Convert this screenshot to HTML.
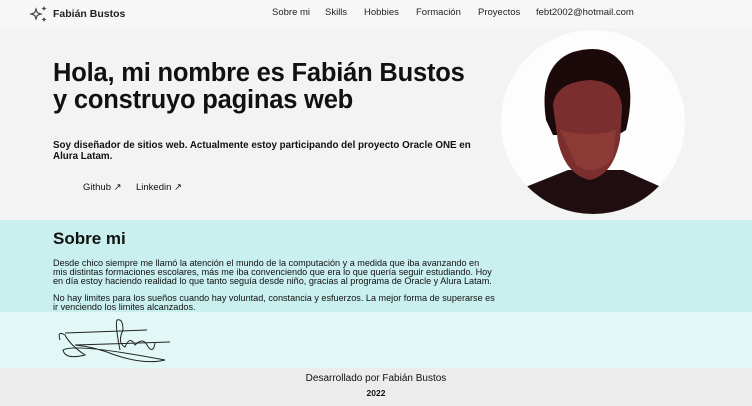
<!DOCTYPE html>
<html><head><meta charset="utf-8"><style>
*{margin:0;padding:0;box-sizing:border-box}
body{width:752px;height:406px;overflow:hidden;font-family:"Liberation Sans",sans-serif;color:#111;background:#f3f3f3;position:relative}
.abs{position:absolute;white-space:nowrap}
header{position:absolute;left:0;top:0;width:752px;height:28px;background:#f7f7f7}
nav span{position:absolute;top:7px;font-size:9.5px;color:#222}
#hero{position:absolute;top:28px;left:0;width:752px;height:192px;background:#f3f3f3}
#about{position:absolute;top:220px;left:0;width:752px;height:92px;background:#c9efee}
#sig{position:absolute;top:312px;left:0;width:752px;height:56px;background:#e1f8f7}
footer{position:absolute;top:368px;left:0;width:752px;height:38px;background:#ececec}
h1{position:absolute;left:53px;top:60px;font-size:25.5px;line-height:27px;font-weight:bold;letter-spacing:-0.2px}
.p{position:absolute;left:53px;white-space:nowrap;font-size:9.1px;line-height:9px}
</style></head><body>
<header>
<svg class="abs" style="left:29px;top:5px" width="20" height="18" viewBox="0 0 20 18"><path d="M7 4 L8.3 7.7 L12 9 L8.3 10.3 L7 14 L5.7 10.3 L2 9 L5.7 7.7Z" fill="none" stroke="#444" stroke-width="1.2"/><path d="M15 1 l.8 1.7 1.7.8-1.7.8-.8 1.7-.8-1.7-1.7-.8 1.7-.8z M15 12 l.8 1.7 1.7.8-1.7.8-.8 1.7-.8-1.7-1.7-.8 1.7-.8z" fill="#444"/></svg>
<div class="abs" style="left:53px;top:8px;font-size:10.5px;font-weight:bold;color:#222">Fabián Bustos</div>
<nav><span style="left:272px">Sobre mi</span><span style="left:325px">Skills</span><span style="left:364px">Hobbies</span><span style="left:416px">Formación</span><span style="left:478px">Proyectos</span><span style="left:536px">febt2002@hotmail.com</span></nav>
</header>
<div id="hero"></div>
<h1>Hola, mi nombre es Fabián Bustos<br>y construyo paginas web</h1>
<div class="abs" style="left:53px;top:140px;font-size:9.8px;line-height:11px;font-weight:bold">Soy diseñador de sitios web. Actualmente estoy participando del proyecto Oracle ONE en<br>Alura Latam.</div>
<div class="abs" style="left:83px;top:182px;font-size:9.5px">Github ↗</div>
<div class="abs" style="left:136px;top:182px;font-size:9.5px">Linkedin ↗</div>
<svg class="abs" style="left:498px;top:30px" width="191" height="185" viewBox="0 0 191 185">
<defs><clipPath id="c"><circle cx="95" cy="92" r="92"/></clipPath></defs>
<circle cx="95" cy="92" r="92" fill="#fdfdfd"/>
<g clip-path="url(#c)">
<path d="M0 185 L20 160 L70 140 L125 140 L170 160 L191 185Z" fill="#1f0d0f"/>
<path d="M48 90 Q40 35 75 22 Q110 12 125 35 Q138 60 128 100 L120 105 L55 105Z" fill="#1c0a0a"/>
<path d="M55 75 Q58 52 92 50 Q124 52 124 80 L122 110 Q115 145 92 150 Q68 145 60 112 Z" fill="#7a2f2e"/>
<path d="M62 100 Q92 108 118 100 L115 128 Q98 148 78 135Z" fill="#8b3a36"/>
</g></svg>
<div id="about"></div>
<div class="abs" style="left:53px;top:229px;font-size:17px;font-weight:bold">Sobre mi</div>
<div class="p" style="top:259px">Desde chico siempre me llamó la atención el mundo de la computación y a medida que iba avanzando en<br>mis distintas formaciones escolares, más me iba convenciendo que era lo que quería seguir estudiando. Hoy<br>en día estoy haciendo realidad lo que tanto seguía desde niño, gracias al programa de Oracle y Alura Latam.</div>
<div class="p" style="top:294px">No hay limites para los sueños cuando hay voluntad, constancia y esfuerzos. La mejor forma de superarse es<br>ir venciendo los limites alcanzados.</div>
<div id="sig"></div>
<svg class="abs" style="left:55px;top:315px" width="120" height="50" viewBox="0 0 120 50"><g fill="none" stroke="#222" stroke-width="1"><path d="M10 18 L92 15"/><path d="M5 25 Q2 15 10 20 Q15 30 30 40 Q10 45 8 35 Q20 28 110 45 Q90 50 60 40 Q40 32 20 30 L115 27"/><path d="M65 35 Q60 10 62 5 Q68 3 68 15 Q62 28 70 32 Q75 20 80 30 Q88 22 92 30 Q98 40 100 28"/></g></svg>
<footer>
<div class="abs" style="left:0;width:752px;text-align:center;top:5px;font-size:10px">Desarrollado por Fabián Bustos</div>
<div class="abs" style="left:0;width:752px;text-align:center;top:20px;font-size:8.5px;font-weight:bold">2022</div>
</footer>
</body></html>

Task to complete - Exactly as written, return every line of the listing, but not the pictures.

Solution for this exercise -
Convert this screenshot to HTML.
<!DOCTYPE html>
<html><head><meta charset="utf-8"><style>
*{margin:0;padding:0;box-sizing:border-box}
body{width:752px;height:406px;overflow:hidden;font-family:"Liberation Sans",sans-serif;color:#111;background:#f3f3f3;position:relative}
.abs{position:absolute;white-space:nowrap}
header{position:absolute;left:0;top:0;width:752px;height:28px;background:#f7f7f7}
nav span{position:absolute;top:7px;font-size:9.5px;color:#222}
#hero{position:absolute;top:28px;left:0;width:752px;height:192px;background:#f3f3f3}
#about{position:absolute;top:220px;left:0;width:752px;height:92px;background:#c9efee}
#sig{position:absolute;top:312px;left:0;width:752px;height:56px;background:#e1f8f7}
footer{position:absolute;top:368px;left:0;width:752px;height:38px;background:#ececec}
h1{position:absolute;left:53px;top:60px;font-size:25.5px;line-height:27px;font-weight:bold;letter-spacing:-0.2px}
.p{position:absolute;left:53px;white-space:nowrap;font-size:9.1px;line-height:9px}
</style></head><body>
<header>
<svg class="abs" style="left:29px;top:5px" width="20" height="18" viewBox="0 0 20 18"><path d="M7 4 L8.3 7.7 L12 9 L8.3 10.3 L7 14 L5.7 10.3 L2 9 L5.7 7.7Z" fill="none" stroke="#444" stroke-width="1.2"/><path d="M15 1 l.8 1.7 1.7.8-1.7.8-.8 1.7-.8-1.7-1.7-.8 1.7-.8z M15 12 l.8 1.7 1.7.8-1.7.8-.8 1.7-.8-1.7-1.7-.8 1.7-.8z" fill="#444"/></svg>
<div class="abs" style="left:53px;top:8px;font-size:10.5px;font-weight:bold;color:#222">Fabián Bustos</div>
<nav><span style="left:272px">Sobre mi</span><span style="left:325px">Skills</span><span style="left:364px">Hobbies</span><span style="left:416px">Formación</span><span style="left:478px">Proyectos</span><span style="left:536px">febt2002@hotmail.com</span></nav>
</header>
<div id="hero"></div>
<h1>Hola, mi nombre es Fabián Bustos<br>y construyo paginas web</h1>
<div class="abs" style="left:53px;top:140px;font-size:9.8px;line-height:11px;font-weight:bold">Soy diseñador de sitios web. Actualmente estoy participando del proyecto Oracle ONE en<br>Alura Latam.</div>
<div class="abs" style="left:83px;top:182px;font-size:9.5px">Github ↗</div>
<div class="abs" style="left:136px;top:182px;font-size:9.5px">Linkedin ↗</div>
<svg class="abs" style="left:498px;top:30px" width="191" height="185" viewBox="0 0 191 185">
<defs><clipPath id="c"><circle cx="95" cy="92" r="92"/></clipPath></defs>
<circle cx="95" cy="92" r="92" fill="#fdfdfd"/>
<g clip-path="url(#c)">
<path d="M0 185 L20 160 L70 140 L125 140 L170 160 L191 185Z" fill="#1f0d0f"/>
<path d="M48 90 Q40 35 75 22 Q110 12 125 35 Q138 60 128 100 L120 105 L55 105Z" fill="#1c0a0a"/>
<path d="M55 75 Q58 52 92 50 Q124 52 124 80 L122 110 Q115 145 92 150 Q68 145 60 112 Z" fill="#7a2f2e"/>
<path d="M62 100 Q92 108 118 100 L115 128 Q98 148 78 135Z" fill="#8b3a36"/>
</g></svg>
<div id="about"></div>
<div class="abs" style="left:53px;top:229px;font-size:17px;font-weight:bold">Sobre mi</div>
<div class="p" style="top:259px">Desde chico siempre me llamó la atención el mundo de la computación y a medida que iba avanzando en<br>mis distintas formaciones escolares, más me iba convenciendo que era lo que quería seguir estudiando. Hoy<br>en día estoy haciendo realidad lo que tanto seguía desde niño, gracias al programa de Oracle y Alura Latam.</div>
<div class="p" style="top:294px">No hay limites para los sueños cuando hay voluntad, constancia y esfuerzos. La mejor forma de superarse es<br>ir venciendo los limites alcanzados.</div>
<div id="sig"></div>
<svg class="abs" style="left:55px;top:315px" width="120" height="50" viewBox="0 0 120 50"><g fill="none" stroke="#222" stroke-width="1"><path d="M10 18 L92 15"/><path d="M5 25 Q2 15 10 20 Q15 30 30 40 Q10 45 8 35 Q20 28 110 45 Q90 50 60 40 Q40 32 20 30 L115 27"/><path d="M65 35 Q60 10 62 5 Q68 3 68 15 Q62 28 70 32 Q75 20 80 30 Q88 22 92 30 Q98 40 100 28"/></g></svg>
<footer>
<div class="abs" style="left:0;width:752px;text-align:center;top:5px;font-size:10px">Desarrollado por Fabián Bustos</div>
<div class="abs" style="left:0;width:752px;text-align:center;top:20px;font-size:8.5px;font-weight:bold">2022</div>
</footer>
</body></html>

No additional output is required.